CREP regulations require Hart to maintain the filter strips for 15 years. In addition, manure must be applied on the fields only during certain times of the year and will be incorporated into the soil to minimize the potential for runoff that could work its way into the subsurface drainage system.

In the future, Hart will seed the south 34 acres to alfalfa to improve soil structure and reduce erosion.

Van Wagner expects that Hart will recoup the cost of the drainage tile in about five years. Tiling, he said, should result in a yield increase of between 15 and 20 percent.

“This work will pay for itself a lot faster now,” Dave Dunn of Dave’s Drainage said. “It will take about 15 more bushels an acre to pay for it and we figure we can get that easily.”

That sounds good to Hart. The demand for grain is there, he said, and he wants to do his part to fill the need.

His goal is to produce as much as possible from his acreage—and to make it a good farm.

“We want to make it better than when we came,” Dunn said.

“A lot better,” Hart adds.

Van Wagner handles more than 150 conservation projects every year, but he sees this one as different than the others.

“What’s unique about this is that a young farmer wants to do it,” Van Wagner said. “Chad came in to talk to us about an erosion problem.
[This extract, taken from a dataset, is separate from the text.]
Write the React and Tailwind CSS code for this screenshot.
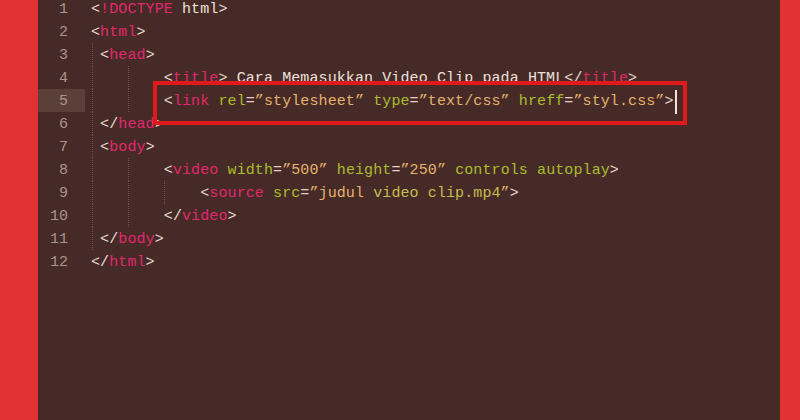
import React from 'react';

const colors = {
  b: 'text-[#eadbd2]',
  t: 'text-[#e2286c]',
  a: 'text-[#a9be2e]',
  e: 'text-[#e9cfc8]',
  s: 'text-[#e4b36e]',
  o: 'text-[#c4bf4c]',
  p: 'text-[#eee2da]',
};

const guideLeft = {
  0: 'left-[0px]',
  4: 'left-[36px]',
  8: 'left-[72px]',
};

const lines = [
  { guides: [], parts: [['b', '<'], ['t', '!DOCTYPE'], ['p', ' html'], ['b', '>']] },
  { guides: [], parts: [['b', '<'], ['t', 'html'], ['b', '>']] },
  { guides: [0], parts: [['p', ' '], ['b', '<'], ['t', 'head'], ['b', '>']] },
  {
    guides: [0, 4],
    parts: [
      ['p', '        '], ['b', '<'], ['t', 'title'], ['b', '>'],
      ['p', ' Cara Memasukkan Video Clip pada HTML'],
      ['b', '</'], ['t', 'title'], ['b', '>'],
    ],
  },
  {
    guides: [0, 4],
    active: true,
    cursor: true,
    parts: [
      ['p', '        '], ['b', '<'], ['t', 'link'],
      ['p', ' '], ['a', 'rel'], ['e', '='], ['s', '”stylesheet”'],
      ['p', ' '], ['a', 'type'], ['e', '='], ['s', '”text/css”'],
      ['p', ' '], ['a', 'hreff'], ['e', '='], ['s', '”styl.css”'],
      ['b', '>'],
    ],
  },
  { guides: [0], parts: [['p', ' '], ['b', '</'], ['t', 'head'], ['b', '>']] },
  { guides: [0], parts: [['p', ' '], ['b', '<'], ['t', 'body'], ['b', '>']] },
  {
    guides: [0, 4],
    parts: [
      ['p', '        '], ['b', '<'], ['t', 'video'],
      ['p', ' '], ['a', 'width'], ['e', '='], ['s', '”500”'],
      ['p', ' '], ['a', 'height'], ['e', '='], ['s', '”250”'],
      ['a', ' controls autoplay'], ['b', '>'],
    ],
  },
  {
    guides: [0, 4, 8],
    parts: [
      ['p', '            '], ['b', '<'], ['t', 'source'],
      ['p', ' '], ['a', 'src'], ['e', '='], ['s', '”judul'], ['o', ' video clip.mp4'], ['s', '”'],
      ['b', '>'],
    ],
  },
  { guides: [0, 4], parts: [['p', '        '], ['b', '</'], ['t', 'video'], ['b', '>']] },
  { guides: [0], parts: [['p', ' '], ['b', '</'], ['t', 'body'], ['b', '>']] },
  { guides: [], parts: [['b', '</'], ['t', 'html'], ['b', '>']] },
];

const App = () => {
  return (
    <div className="w-[800px] h-[420px] overflow-hidden bg-[#e23133] flex">
      <div className="relative ml-[38px] w-[742px] h-full bg-[#462a27] font-['Liberation_Mono',monospace] text-[15px] leading-[17px]">
        <div className="-mt-[3px] flex flex-col">
          {lines.map((line, i) => (
            <div key={i} className="flex h-[23px]">
              <div
                className={
                  'w-[47px] h-full flex items-start pt-[4px] justify-end pr-[17px] text-[#ab948b] ' +
                  (line.active ? 'bg-[#5b3f39]' : '')
                }
              >
                {i + 1}
              </div>
              <div className="relative h-full flex items-start pt-[4px] pl-[6px] whitespace-pre tracking-[0.1px]">
                {line.guides.map((g) => (
                  <span
                    key={g}
                    className={
                      'absolute top-0 bottom-0 ml-[7px] border-l border-dotted border-[#6e544b] ' + guideLeft[g]
                    }
                  />
                ))}
                {line.parts.map(([k, txt], j) => (
                  <span key={j} className={colors[k]}>
                    {txt}
                  </span>
                ))}
                {line.cursor && <span className="ml-px -mt-[3px] inline-block w-[2px] h-[24px] bg-[#efe4dc]" />}
              </div>
            </div>
          ))}
        </div>
        <div className="absolute left-[115px] top-[81px] w-[534px] h-[44px] border-[4px] border-[#e01a1a]" />
      </div>
    </div>
  );
};

export default App;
There are a lot of projects involved in it and it’s larger than a typical effort.”

Hart graduated from Hudson High School in 2004 and studied at MSU’s Institute of Agricultural Technology. December will mark two years since he’s been back at the family farm. He started talking with Van Wagner about a conservation plan and program last December.

“It’s a pretty big puzzle, really,” Hart said, looking across the field at the heavy equipment shaping the line of a dike.

As the pieces of the puzzle come together, Hart will end up with a productive farm—a farm that optimizes its potential, Van Wagner said, with minimal soil loss.